*What is required:* Which lines contain the string "page"? Please list every one of them.

** start **

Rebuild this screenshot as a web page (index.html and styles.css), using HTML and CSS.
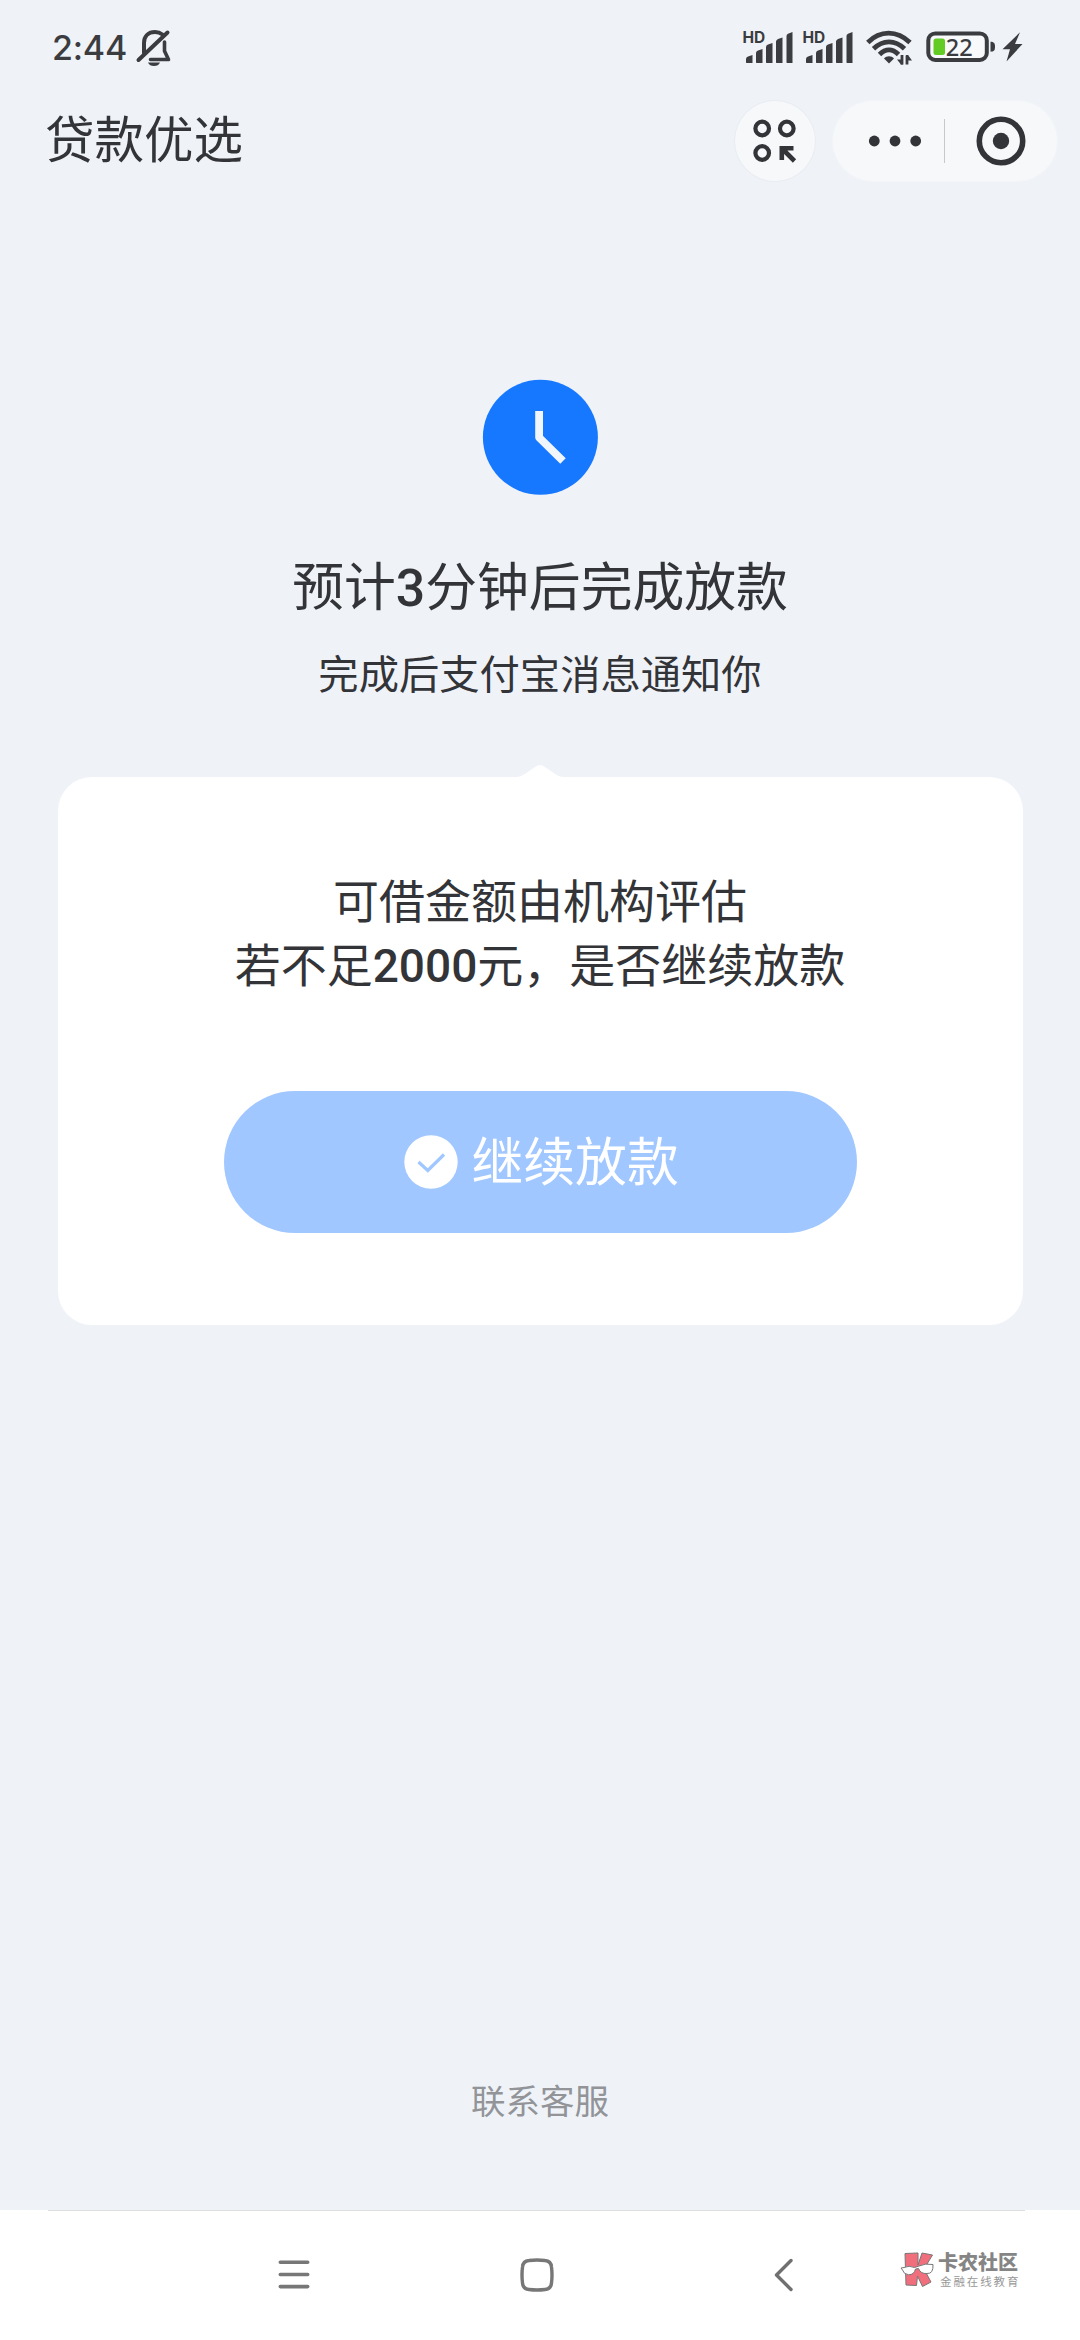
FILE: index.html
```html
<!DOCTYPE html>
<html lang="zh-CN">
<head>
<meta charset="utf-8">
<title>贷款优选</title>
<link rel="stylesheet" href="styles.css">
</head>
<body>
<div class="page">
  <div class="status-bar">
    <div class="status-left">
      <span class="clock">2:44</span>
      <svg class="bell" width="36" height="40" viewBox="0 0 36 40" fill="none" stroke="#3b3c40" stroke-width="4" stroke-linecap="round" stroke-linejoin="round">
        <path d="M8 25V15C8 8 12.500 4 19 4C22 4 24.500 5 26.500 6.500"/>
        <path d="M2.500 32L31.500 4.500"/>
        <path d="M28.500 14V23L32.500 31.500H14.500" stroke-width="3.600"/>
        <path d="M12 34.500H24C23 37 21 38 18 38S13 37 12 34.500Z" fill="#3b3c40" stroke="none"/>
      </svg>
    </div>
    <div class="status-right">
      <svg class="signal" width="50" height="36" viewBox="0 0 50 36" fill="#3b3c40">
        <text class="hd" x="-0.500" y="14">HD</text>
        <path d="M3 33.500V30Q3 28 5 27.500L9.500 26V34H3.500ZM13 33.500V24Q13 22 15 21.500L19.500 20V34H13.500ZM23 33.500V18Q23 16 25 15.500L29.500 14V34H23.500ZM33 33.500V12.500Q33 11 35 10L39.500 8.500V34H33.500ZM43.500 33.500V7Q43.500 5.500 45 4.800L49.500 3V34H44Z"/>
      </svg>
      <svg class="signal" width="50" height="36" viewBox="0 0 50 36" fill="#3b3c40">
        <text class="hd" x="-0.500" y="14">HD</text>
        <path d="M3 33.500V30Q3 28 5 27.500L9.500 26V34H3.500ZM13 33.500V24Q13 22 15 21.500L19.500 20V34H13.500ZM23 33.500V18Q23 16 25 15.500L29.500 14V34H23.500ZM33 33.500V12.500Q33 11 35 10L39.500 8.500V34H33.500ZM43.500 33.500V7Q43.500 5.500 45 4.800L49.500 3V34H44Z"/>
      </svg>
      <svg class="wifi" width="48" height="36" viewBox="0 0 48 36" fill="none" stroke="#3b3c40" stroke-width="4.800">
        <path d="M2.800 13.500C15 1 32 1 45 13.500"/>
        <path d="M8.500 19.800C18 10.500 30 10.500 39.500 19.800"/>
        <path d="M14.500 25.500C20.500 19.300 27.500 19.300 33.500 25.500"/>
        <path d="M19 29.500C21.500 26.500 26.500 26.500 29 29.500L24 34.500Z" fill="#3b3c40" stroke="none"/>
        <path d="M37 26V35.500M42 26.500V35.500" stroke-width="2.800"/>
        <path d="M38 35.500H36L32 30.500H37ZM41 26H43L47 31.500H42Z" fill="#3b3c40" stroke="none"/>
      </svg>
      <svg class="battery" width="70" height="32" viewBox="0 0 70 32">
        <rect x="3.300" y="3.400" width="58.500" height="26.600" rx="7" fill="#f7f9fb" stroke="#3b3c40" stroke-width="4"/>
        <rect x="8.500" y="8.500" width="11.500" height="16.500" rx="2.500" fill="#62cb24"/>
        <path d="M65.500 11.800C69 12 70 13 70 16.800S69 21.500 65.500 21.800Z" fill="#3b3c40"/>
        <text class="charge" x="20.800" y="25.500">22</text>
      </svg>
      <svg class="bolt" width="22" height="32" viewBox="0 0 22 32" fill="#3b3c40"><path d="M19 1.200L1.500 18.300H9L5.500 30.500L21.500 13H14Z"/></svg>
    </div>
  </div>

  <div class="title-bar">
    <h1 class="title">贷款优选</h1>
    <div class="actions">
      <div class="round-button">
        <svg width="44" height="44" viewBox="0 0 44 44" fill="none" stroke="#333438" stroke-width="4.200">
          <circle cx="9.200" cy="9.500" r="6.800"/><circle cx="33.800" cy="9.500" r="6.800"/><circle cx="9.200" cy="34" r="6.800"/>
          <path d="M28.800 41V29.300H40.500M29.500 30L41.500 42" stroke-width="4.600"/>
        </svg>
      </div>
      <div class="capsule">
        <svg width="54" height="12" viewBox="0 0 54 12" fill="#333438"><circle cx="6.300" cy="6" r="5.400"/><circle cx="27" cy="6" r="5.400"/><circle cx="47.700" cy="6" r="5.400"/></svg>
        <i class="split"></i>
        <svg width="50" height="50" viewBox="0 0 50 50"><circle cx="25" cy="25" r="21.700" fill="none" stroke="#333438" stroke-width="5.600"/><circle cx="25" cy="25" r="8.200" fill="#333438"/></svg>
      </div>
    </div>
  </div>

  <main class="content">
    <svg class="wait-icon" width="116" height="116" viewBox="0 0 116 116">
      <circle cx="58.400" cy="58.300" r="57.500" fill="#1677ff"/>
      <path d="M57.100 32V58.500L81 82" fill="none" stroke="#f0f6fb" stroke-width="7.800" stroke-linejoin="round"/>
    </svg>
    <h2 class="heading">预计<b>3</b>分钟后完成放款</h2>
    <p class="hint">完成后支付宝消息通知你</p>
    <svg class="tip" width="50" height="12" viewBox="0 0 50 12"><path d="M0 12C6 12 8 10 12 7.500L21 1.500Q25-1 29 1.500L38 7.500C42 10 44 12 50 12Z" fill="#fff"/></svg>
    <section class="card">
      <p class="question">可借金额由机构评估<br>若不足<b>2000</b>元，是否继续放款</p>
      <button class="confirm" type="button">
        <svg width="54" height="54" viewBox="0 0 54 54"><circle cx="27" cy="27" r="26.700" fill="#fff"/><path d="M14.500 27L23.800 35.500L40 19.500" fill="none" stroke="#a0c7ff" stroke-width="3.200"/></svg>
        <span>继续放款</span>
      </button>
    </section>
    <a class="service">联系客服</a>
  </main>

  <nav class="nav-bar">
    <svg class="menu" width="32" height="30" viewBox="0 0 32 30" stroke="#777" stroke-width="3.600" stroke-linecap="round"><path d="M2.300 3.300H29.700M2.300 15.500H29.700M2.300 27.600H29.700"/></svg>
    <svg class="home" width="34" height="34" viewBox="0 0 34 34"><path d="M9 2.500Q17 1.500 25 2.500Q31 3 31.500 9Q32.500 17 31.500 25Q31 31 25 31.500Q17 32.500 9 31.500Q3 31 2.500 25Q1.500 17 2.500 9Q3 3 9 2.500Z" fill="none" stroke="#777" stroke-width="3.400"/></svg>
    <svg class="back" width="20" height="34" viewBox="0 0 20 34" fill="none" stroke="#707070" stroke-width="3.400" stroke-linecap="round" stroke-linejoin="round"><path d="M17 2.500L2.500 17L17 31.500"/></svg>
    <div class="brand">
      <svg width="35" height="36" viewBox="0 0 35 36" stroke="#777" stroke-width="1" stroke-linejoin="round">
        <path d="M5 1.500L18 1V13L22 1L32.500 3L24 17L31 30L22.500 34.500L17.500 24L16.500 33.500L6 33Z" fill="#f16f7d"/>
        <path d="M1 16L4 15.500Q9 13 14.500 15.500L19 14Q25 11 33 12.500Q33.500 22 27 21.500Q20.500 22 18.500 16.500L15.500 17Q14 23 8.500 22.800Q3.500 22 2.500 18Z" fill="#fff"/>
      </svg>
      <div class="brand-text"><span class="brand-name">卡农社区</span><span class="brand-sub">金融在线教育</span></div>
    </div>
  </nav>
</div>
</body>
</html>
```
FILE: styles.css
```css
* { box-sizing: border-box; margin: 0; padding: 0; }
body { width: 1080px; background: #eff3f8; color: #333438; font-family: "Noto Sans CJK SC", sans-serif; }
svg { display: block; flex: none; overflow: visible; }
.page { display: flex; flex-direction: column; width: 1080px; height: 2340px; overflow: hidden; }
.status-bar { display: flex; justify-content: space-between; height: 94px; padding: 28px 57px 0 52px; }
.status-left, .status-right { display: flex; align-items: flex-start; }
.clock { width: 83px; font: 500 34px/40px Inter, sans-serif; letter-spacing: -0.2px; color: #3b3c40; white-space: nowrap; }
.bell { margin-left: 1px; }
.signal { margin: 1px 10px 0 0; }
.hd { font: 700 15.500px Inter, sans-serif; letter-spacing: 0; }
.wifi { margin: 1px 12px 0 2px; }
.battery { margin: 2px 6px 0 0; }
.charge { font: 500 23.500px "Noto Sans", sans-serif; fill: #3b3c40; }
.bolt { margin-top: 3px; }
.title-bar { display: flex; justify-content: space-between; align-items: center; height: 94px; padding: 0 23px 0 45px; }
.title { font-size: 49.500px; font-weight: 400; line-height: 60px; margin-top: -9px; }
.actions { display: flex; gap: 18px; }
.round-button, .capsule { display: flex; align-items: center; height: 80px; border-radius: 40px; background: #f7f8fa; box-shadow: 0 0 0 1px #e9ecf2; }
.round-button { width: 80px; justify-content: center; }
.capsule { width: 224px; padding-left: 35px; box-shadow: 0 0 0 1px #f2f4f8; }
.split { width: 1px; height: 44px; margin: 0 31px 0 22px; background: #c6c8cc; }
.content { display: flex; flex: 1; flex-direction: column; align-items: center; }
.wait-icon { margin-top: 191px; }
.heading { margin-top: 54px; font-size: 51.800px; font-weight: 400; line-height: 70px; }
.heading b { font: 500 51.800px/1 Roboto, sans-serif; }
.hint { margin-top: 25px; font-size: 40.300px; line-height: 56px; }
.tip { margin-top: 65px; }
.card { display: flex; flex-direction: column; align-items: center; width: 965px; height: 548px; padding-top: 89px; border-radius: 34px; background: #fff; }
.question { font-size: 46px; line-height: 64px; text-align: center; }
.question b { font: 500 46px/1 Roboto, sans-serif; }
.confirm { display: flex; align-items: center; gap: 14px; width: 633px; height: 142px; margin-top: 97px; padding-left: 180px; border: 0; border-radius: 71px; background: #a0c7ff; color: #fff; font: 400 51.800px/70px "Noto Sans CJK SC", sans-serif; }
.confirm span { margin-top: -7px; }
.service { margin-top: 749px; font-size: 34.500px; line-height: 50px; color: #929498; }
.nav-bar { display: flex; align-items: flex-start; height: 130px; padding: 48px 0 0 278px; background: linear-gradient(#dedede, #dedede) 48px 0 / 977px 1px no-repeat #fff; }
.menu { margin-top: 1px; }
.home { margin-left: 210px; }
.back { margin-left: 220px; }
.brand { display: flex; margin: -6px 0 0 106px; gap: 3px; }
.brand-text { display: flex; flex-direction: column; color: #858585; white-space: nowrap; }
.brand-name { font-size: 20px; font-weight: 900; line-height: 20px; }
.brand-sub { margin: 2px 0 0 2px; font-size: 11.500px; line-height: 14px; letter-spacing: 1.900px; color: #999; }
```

** end **

*Response for this exercise:*
Rebuild this screenshot as a web page (index.html and styles.css), using HTML and CSS.
<div class="page">
.page { display: flex; flex-direction: column; width: 1080px; height: 2340px; overflow: hidden; }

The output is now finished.